Counsel for the respondent also submitted that par 4005(c) could have no operation in relation to Dorothy Khoo because there was “no proposed period of stay in Australia” in the case of a member of the family unit such as she was who, under subclause 103.227(2), was not an applicant. This point was not considered by the Tribunal. Miss Khoo was, of course, such an applicant on the two occasions when she was assessed by Commonwealth medical officers. I think that criteria 4005 must be given some meaning in the context of subclause 103.227(2). It is not necessary now, however, to consider what that is because, despite what the Tribunal said in its statement, it plainly never proceeded to consider whether Miss Khoo, in fact, satisfied criterion 4005, as required by par 103.227(2)(b). The submission may throw up facts for investigation before the Tribunal. It does not provide a basis for the Court in the exercise of its discretion under s 481 of the Act to refuse relief to the Minister in the light of the demonstrated error of law on the part of the Tribunal.

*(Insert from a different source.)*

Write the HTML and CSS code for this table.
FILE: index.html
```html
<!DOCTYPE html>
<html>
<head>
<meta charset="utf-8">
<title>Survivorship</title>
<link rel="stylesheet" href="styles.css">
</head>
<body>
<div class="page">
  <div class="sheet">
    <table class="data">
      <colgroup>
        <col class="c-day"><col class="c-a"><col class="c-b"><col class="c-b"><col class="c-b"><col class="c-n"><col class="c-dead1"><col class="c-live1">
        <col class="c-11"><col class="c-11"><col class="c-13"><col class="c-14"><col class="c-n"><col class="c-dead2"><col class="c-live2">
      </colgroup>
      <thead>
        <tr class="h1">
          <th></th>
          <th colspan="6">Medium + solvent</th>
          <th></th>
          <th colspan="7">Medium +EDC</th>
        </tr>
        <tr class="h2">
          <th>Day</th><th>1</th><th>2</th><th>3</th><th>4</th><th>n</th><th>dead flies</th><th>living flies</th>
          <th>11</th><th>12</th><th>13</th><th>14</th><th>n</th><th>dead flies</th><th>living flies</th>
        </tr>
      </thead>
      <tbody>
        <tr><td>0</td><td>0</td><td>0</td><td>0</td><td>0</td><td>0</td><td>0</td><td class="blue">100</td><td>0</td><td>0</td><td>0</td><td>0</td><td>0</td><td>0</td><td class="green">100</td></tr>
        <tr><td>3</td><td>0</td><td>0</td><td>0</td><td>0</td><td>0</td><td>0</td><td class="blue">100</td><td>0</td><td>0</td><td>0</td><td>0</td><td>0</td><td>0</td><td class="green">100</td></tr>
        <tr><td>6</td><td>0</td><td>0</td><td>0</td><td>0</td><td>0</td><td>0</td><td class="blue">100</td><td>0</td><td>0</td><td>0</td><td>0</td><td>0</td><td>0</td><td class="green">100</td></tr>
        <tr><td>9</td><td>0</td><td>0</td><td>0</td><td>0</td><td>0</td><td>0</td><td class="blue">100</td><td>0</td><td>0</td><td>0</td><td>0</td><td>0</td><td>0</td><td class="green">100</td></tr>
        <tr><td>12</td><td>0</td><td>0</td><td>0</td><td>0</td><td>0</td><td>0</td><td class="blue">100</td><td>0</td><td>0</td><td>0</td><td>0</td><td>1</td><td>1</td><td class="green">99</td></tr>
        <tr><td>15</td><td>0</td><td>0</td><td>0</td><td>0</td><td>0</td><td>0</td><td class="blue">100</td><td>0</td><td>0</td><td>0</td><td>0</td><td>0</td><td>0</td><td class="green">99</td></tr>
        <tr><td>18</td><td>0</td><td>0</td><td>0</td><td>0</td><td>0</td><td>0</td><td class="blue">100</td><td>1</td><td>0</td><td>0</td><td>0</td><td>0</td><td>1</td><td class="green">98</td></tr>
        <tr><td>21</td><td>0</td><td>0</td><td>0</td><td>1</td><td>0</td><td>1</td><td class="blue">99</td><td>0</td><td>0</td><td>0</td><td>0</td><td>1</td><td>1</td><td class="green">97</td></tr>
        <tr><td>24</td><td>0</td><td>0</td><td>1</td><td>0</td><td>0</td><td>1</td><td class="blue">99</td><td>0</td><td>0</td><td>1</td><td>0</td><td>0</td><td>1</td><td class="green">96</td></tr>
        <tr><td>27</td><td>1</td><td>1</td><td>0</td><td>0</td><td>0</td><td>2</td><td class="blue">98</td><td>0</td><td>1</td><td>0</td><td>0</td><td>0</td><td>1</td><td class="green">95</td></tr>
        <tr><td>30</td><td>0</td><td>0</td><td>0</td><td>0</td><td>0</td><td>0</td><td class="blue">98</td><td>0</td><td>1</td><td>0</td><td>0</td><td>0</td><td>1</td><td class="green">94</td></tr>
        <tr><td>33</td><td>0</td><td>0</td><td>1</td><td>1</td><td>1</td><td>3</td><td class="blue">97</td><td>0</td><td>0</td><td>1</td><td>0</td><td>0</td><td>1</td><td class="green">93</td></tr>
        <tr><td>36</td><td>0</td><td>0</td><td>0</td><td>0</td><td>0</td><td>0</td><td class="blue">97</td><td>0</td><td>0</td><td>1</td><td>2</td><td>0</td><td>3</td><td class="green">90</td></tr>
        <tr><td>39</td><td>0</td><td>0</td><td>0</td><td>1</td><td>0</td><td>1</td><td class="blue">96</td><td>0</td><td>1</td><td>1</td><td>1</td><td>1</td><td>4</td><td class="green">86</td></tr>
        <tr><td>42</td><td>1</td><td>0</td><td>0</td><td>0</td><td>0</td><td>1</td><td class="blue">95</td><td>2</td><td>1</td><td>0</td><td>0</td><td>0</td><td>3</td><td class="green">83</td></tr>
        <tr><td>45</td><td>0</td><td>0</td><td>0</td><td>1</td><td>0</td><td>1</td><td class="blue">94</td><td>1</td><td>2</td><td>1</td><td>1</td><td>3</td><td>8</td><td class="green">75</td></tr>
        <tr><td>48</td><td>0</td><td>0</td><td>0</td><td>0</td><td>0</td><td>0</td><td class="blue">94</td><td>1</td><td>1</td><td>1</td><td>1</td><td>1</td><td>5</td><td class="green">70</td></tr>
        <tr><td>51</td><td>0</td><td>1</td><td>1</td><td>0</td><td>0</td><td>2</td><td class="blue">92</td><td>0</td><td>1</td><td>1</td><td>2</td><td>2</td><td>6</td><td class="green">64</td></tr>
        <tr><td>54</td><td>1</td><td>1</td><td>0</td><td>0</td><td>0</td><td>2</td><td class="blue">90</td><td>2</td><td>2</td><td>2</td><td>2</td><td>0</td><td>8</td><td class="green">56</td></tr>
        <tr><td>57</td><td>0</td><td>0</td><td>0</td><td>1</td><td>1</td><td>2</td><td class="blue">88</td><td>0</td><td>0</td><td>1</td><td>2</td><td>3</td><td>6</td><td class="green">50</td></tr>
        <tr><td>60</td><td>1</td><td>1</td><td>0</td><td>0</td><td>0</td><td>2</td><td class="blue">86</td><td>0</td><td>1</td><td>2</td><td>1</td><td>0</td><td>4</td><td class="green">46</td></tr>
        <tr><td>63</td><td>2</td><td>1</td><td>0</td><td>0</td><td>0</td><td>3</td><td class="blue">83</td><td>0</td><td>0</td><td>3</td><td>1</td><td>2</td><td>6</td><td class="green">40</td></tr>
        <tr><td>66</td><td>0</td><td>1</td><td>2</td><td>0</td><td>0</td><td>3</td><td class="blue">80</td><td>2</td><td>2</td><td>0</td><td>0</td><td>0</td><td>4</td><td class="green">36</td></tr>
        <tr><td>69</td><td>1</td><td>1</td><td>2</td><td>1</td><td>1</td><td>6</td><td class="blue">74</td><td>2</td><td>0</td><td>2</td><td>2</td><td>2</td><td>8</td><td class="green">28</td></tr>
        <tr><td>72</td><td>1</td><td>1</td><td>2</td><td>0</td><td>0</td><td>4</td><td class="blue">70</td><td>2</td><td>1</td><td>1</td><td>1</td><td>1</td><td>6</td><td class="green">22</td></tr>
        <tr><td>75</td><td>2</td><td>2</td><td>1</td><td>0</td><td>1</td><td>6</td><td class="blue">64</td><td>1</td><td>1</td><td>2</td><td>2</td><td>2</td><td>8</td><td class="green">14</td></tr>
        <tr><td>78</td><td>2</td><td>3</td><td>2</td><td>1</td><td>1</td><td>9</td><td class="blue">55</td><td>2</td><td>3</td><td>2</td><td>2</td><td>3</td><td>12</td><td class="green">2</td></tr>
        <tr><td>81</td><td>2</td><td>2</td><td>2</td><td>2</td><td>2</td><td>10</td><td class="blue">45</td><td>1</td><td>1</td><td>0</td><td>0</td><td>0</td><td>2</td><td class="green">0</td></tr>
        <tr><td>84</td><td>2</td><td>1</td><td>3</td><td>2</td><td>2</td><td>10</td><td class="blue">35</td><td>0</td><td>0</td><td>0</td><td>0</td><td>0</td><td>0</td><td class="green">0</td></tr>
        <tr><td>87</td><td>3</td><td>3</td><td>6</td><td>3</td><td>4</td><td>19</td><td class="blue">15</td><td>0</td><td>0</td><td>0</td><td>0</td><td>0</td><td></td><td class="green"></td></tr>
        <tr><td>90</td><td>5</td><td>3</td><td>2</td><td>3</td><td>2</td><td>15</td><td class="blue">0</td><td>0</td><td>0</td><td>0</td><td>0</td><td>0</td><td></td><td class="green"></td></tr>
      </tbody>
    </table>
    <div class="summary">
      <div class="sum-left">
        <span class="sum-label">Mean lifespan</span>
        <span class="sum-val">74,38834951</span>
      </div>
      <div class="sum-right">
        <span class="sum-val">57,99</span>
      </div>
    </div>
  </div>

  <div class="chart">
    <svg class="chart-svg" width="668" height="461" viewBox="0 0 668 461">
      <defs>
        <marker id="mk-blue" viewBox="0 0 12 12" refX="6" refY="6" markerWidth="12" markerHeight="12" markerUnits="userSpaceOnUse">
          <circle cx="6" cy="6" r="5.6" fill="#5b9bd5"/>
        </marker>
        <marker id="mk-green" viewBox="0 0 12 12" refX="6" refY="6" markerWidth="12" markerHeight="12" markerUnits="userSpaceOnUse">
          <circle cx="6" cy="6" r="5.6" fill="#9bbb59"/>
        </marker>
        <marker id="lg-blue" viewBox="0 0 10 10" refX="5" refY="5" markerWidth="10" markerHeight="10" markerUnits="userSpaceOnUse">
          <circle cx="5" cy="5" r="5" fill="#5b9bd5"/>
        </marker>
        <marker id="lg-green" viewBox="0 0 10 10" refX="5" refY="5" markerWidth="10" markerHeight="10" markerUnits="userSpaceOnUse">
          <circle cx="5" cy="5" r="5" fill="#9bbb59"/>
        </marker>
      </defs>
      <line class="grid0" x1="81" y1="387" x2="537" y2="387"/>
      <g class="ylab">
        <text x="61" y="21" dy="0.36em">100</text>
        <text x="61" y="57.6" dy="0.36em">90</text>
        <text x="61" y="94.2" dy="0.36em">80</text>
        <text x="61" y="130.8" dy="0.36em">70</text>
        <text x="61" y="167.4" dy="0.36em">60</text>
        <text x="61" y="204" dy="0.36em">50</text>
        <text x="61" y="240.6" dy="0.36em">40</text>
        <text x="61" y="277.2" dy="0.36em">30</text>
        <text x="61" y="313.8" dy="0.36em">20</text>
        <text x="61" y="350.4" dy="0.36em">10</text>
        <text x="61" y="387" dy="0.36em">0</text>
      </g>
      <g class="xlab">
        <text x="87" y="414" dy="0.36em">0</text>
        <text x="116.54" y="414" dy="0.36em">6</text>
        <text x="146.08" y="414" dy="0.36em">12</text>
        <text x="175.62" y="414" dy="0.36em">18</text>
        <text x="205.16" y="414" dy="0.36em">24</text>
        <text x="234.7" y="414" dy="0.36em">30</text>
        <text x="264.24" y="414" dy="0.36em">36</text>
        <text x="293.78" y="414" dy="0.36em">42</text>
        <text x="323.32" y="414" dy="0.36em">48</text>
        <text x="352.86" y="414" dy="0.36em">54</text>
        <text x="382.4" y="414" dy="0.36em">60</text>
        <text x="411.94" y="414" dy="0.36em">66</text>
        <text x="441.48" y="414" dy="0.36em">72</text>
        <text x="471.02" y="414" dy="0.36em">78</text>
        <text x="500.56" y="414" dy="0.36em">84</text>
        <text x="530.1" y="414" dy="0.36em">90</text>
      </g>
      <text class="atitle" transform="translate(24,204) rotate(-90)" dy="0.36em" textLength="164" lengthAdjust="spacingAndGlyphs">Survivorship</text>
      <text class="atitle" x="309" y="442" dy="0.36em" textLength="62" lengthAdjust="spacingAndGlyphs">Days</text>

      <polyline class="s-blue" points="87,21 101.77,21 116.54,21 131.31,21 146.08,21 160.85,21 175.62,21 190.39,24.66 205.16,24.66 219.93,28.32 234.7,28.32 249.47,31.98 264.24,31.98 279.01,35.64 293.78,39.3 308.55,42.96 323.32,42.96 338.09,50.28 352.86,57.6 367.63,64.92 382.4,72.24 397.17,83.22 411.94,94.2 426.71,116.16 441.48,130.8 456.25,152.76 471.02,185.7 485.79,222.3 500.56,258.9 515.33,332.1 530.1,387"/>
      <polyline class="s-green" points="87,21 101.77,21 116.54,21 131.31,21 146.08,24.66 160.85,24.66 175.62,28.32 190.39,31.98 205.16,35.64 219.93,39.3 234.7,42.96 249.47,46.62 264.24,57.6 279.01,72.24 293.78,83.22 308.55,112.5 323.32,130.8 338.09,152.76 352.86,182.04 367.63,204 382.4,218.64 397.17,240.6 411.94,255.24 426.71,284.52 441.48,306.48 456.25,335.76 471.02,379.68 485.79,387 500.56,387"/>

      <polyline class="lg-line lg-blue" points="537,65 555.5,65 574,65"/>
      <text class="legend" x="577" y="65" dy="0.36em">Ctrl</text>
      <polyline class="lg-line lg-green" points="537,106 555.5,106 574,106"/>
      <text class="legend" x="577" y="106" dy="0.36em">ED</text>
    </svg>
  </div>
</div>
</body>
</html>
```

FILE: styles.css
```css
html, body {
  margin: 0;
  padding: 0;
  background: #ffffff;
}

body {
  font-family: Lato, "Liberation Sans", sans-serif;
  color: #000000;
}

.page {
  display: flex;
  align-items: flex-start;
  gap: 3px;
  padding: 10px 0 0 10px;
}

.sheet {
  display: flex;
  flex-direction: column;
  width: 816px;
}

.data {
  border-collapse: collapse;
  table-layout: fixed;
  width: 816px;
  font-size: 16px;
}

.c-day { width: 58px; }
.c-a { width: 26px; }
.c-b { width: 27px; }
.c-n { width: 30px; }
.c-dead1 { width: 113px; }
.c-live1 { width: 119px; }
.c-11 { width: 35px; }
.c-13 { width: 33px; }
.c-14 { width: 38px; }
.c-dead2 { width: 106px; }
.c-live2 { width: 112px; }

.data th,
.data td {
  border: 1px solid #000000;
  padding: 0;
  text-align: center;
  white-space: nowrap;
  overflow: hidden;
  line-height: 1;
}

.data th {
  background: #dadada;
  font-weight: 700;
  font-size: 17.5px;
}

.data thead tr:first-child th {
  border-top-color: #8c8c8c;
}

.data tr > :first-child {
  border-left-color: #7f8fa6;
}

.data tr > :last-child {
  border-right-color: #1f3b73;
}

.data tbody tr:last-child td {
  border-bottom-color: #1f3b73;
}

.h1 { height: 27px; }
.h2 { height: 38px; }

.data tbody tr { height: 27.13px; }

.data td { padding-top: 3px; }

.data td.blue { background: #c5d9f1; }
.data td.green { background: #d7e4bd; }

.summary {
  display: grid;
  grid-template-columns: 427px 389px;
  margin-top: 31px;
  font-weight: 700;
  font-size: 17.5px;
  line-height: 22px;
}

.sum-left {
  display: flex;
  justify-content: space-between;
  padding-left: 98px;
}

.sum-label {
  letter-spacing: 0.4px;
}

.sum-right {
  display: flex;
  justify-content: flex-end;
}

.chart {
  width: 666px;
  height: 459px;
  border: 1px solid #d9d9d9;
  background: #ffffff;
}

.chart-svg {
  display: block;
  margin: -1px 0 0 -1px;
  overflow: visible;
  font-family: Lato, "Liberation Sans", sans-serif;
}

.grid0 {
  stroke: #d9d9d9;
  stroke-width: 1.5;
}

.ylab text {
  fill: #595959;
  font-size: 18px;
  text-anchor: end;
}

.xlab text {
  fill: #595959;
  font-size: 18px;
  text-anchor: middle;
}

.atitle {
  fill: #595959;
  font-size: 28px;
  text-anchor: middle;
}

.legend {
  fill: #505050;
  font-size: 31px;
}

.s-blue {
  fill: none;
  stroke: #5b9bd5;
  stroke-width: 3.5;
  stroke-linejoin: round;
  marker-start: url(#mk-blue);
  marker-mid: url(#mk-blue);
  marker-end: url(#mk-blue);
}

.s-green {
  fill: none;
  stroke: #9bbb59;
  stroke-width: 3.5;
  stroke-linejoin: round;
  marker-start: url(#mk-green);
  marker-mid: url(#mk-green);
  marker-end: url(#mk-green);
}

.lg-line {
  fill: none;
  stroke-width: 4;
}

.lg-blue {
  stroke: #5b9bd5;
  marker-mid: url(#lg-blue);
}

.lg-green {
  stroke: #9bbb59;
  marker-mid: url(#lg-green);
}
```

Accordingly, I shall make orders setting aside the decision of the Tribunal and referring the matter to the Tribunal for further consideration.

I certify that preceding seven (7) pages are a true copy of the Reasons for Judgment herein of the Honourable Justice Whitlam

Associate:

Dated:             31 March 1998

Counsel for the applicant: A L Cavanough QC and S McLeish
Solicitor for the applicant: Australian Government Solicitor
Counsel for the respondent: K H Bell QC and L W Maher
Solicitor for the respondent: Baker & Armstrong
Date of hearing: 4 March 1998
Date of judgment: 31 March 1998

  1. If the respondent opposes the award of costs against her, she is to serve written submissions in opposition to such award upon the applicant by 9 April 1998.

  1. The applicant is to serve any written submissions in reply upon the respondent by 17 April 1998.

  1. After 20 April 1998 the parties are to approach my Associate to have the matter re-listed for hearing on the question of costs.